Gesungen wird von allen Mitwirkenden mehr als ordentlich. Was von den Solisten, die durchwegs über auch internationale Opernerfahrung verfügen, erwartet werden kann, ist für die ChorsängerInnen, alles Laien, keineswegs selbstverständlich. Ihnen gebührt daher ein Sonderlob. Michael Gniffke ist ein Faust mit strahlenden Höhen, der vor allem in den höheren Lagen auch „französisch“ klingt. Seine Margarete wird von der jungen Deborah Leonetti stimmsicher und optisch überzeugend gesungen und gespielt. Diese Sängerin sollten Stimmliebhaber beobachten. Ein passend dämonisch und schmierig gleichzeitiger Mephisto ist Andreas Macco. Auch stimmlich lässt dieser Teufel keine Wünsche offen und glänzt nicht nur beim goldenen Kalb. Astrid-Frédérique Pfarrer ist eine charmante Marthe, Nikolaus Meer eine Luxusbesetzung für den Brandner. Siebel ist in dieser Inszenierung mit einem Tenor besetzt und Sören Richter lässt dabei aufhorchen; auch ihn sollten Opernfreunde im Auge behalten. Ob Michael Mrosek mit dem Valentin selbst glücklich ist, kann ich nicht beurteilen; für mich war er in einem durchwegs ausgewogenen Ensemble stimmlich ein Fremdkörper – zu italienisch klingt mir sein Gesangsstil.
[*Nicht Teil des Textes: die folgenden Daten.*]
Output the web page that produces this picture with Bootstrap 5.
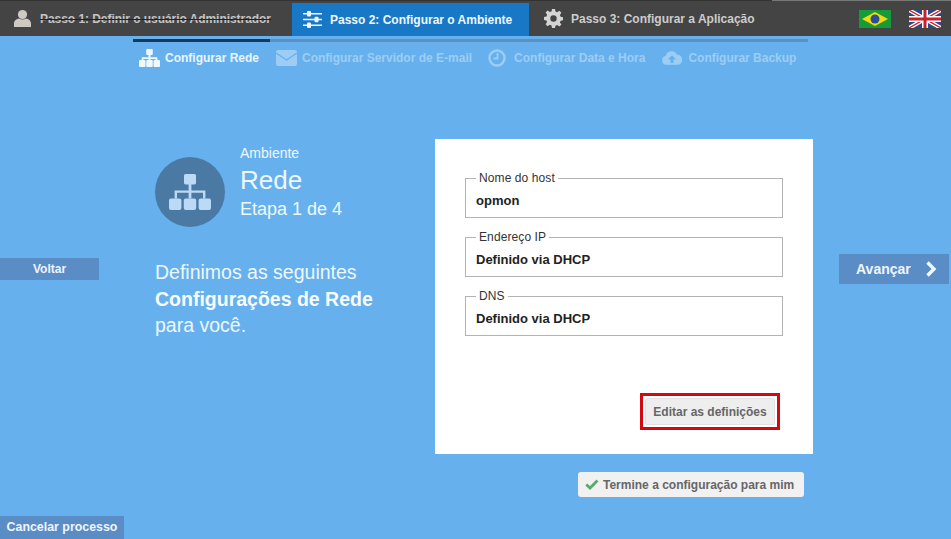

Für die musikalische Umsetzung ist Bruno Leuschner verantwortlich, der Chor und Orchester ausgezeichnet einstudiert hat und den Abend umsichtig leitete. Der Jubel mit Getrampel und standing Ovations nach Ende des Abends war mehr als berechtigt.
Man darf gespannt sein, was Bruno Leuschner, Thomas Dietrich, Oskar Fluri und der Produktionsleiter René Gehri im Einvernehmen mit den Geldgebern für die nächste Saison planen.